**Exercise details**
Leave out every picture, then transcribe the rest of the listing exactly.

********************

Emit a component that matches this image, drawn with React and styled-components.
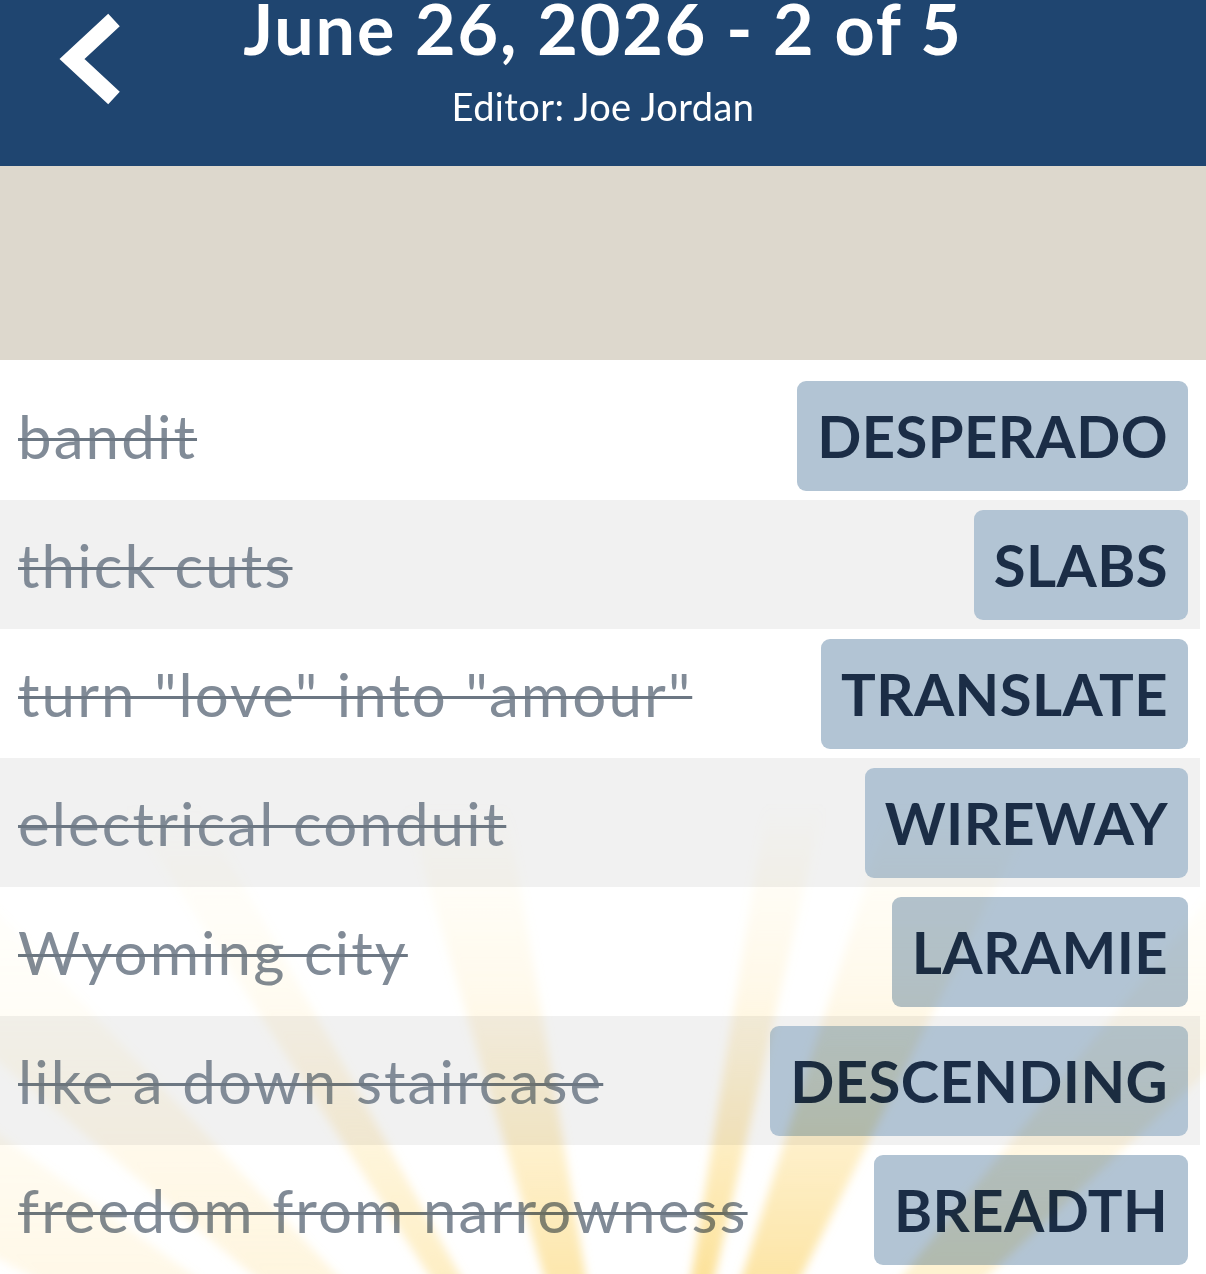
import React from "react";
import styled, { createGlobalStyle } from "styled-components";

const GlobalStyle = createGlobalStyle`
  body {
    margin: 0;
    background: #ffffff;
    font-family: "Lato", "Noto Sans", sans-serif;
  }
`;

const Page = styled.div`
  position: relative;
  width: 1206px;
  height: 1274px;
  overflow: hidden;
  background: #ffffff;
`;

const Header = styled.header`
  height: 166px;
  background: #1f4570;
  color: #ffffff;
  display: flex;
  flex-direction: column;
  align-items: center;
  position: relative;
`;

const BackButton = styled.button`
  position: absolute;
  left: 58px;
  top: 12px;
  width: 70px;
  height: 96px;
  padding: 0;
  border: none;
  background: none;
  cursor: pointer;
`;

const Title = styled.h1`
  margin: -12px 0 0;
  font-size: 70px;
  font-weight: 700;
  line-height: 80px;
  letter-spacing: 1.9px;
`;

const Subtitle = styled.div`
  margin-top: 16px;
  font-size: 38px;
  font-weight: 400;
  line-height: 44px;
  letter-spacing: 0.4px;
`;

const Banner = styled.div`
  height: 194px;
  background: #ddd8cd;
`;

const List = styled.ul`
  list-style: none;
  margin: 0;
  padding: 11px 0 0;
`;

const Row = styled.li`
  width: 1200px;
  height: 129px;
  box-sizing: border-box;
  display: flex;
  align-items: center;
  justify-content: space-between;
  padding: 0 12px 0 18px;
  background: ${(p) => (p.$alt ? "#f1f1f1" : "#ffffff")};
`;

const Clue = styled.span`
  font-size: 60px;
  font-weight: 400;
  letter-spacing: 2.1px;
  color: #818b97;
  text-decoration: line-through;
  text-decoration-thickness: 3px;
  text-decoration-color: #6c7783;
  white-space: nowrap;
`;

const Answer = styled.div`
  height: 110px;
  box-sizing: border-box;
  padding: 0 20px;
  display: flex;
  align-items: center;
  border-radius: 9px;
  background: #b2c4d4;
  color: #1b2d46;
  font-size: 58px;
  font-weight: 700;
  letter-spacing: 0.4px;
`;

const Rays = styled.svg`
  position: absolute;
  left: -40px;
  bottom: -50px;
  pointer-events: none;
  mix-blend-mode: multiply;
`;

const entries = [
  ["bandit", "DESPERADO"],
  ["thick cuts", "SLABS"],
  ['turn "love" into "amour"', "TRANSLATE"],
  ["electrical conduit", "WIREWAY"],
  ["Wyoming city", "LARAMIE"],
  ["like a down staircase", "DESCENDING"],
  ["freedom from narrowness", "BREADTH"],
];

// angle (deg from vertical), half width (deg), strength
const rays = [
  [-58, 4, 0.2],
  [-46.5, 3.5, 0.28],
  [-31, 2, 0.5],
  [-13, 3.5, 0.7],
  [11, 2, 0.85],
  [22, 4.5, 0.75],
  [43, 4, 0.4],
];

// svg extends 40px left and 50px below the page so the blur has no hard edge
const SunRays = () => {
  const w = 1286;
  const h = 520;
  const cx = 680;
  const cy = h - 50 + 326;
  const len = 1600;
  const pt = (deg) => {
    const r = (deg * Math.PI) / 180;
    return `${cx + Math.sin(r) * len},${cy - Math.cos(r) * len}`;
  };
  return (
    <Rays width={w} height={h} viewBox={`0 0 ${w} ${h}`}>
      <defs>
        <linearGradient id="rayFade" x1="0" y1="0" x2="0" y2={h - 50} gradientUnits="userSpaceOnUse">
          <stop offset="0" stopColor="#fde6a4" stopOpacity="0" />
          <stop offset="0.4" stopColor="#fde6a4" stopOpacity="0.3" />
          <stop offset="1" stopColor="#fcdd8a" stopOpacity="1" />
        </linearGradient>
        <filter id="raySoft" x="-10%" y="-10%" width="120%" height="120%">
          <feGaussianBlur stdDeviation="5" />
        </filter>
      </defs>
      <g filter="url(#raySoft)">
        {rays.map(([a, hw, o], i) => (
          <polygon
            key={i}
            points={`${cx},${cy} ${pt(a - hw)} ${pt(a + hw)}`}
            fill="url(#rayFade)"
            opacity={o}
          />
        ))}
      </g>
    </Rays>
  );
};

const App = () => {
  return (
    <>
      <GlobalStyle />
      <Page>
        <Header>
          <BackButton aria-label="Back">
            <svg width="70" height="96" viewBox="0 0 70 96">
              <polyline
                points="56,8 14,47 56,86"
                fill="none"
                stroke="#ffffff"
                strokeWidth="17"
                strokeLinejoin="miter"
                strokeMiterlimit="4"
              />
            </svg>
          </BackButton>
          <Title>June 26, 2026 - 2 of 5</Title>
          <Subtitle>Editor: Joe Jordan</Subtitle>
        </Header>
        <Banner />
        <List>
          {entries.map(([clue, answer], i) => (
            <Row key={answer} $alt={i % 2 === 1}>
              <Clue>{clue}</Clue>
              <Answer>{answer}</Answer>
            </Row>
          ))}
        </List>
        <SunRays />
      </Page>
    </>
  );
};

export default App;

********************

**Solution to the exercise**
Emit a component that matches this image, drawn with React and styled-components.
import React from "react";
import styled, { createGlobalStyle } from "styled-components";

const GlobalStyle = createGlobalStyle`
  body {
    margin: 0;
    background: #ffffff;
    font-family: "Lato", "Noto Sans", sans-serif;
  }
`;

const Page = styled.div`
  position: relative;
  width: 1206px;
  height: 1274px;
  overflow: hidden;
  background: #ffffff;
`;

const Header = styled.header`
  height: 166px;
  background: #1f4570;
  color: #ffffff;
  display: flex;
  flex-direction: column;
  align-items: center;
  position: relative;
`;

const BackButton = styled.button`
  position: absolute;
  left: 58px;
  top: 12px;
  width: 70px;
  height: 96px;
  padding: 0;
  border: none;
  background: none;
  cursor: pointer;
`;

const Title = styled.h1`
  margin: -12px 0 0;
  font-size: 70px;
  font-weight: 700;
  line-height: 80px;
  letter-spacing: 1.9px;
`;

const Subtitle = styled.div`
  margin-top: 16px;
  font-size: 38px;
  font-weight: 400;
  line-height: 44px;
  letter-spacing: 0.4px;
`;

const Banner = styled.div`
  height: 194px;
  background: #ddd8cd;
`;

const List = styled.ul`
  list-style: none;
  margin: 0;
  padding: 11px 0 0;
`;

const Row = styled.li`
  width: 1200px;
  height: 129px;
  box-sizing: border-box;
  display: flex;
  align-items: center;
  justify-content: space-between;
  padding: 0 12px 0 18px;
  background: ${(p) => (p.$alt ? "#f1f1f1" : "#ffffff")};
`;

const Clue = styled.span`
  font-size: 60px;
  font-weight: 400;
  letter-spacing: 2.1px;
  color: #818b97;
  text-decoration: line-through;
  text-decoration-thickness: 3px;
  text-decoration-color: #6c7783;
  white-space: nowrap;
`;

const Answer = styled.div`
  height: 110px;
  box-sizing: border-box;
  padding: 0 20px;
  display: flex;
  align-items: center;
  border-radius: 9px;
  background: #b2c4d4;
  color: #1b2d46;
  font-size: 58px;
  font-weight: 700;
  letter-spacing: 0.4px;
`;

const Rays = styled.svg`
  position: absolute;
  left: -40px;
  bottom: -50px;
  pointer-events: none;
  mix-blend-mode: multiply;
`;

const entries = [
  ["bandit", "DESPERADO"],
  ["thick cuts", "SLABS"],
  ['turn "love" into "amour"', "TRANSLATE"],
  ["electrical conduit", "WIREWAY"],
  ["Wyoming city", "LARAMIE"],
  ["like a down staircase", "DESCENDING"],
  ["freedom from narrowness", "BREADTH"],
];

// angle (deg from vertical), half width (deg), strength
const rays = [
  [-58, 4, 0.2],
  [-46.5, 3.5, 0.28],
  [-31, 2, 0.5],
  [-13, 3.5, 0.7],
  [11, 2, 0.85],
  [22, 4.5, 0.75],
  [43, 4, 0.4],
];

// svg extends 40px left and 50px below the page so the blur has no hard edge
const SunRays = () => {
  const w = 1286;
  const h = 520;
  const cx = 680;
  const cy = h - 50 + 326;
  const len = 1600;
  const pt = (deg) => {
    const r = (deg * Math.PI) / 180;
    return `${cx + Math.sin(r) * len},${cy - Math.cos(r) * len}`;
  };
  return (
    <Rays width={w} height={h} viewBox={`0 0 ${w} ${h}`}>
      <defs>
        <linearGradient id="rayFade" x1="0" y1="0" x2="0" y2={h - 50} gradientUnits="userSpaceOnUse">
          <stop offset="0" stopColor="#fde6a4" stopOpacity="0" />
          <stop offset="0.4" stopColor="#fde6a4" stopOpacity="0.3" />
          <stop offset="1" stopColor="#fcdd8a" stopOpacity="1" />
        </linearGradient>
        <filter id="raySoft" x="-10%" y="-10%" width="120%" height="120%">
          <feGaussianBlur stdDeviation="5" />
        </filter>
      </defs>
      <g filter="url(#raySoft)">
        {rays.map(([a, hw, o], i) => (
          <polygon
            key={i}
            points={`${cx},${cy} ${pt(a - hw)} ${pt(a + hw)}`}
            fill="url(#rayFade)"
            opacity={o}
          />
        ))}
      </g>
    </Rays>
  );
};

const App = () => {
  return (
    <>
      <GlobalStyle />
      <Page>
        <Header>
          <BackButton aria-label="Back">
            <svg width="70" height="96" viewBox="0 0 70 96">
              <polyline
                points="56,8 14,47 56,86"
                fill="none"
                stroke="#ffffff"
                strokeWidth="17"
                strokeLinejoin="miter"
                strokeMiterlimit="4"
              />
            </svg>
          </BackButton>
          <Title>June 26, 2026 - 2 of 5</Title>
          <Subtitle>Editor: Joe Jordan</Subtitle>
        </Header>
        <Banner />
        <List>
          {entries.map(([clue, answer], i) => (
            <Row key={answer} $alt={i % 2 === 1}>
              <Clue>{clue}</Clue>
              <Answer>{answer}</Answer>
            </Row>
          ))}
        </List>
        <SunRays />
      </Page>
    </>
  );
};

export default App;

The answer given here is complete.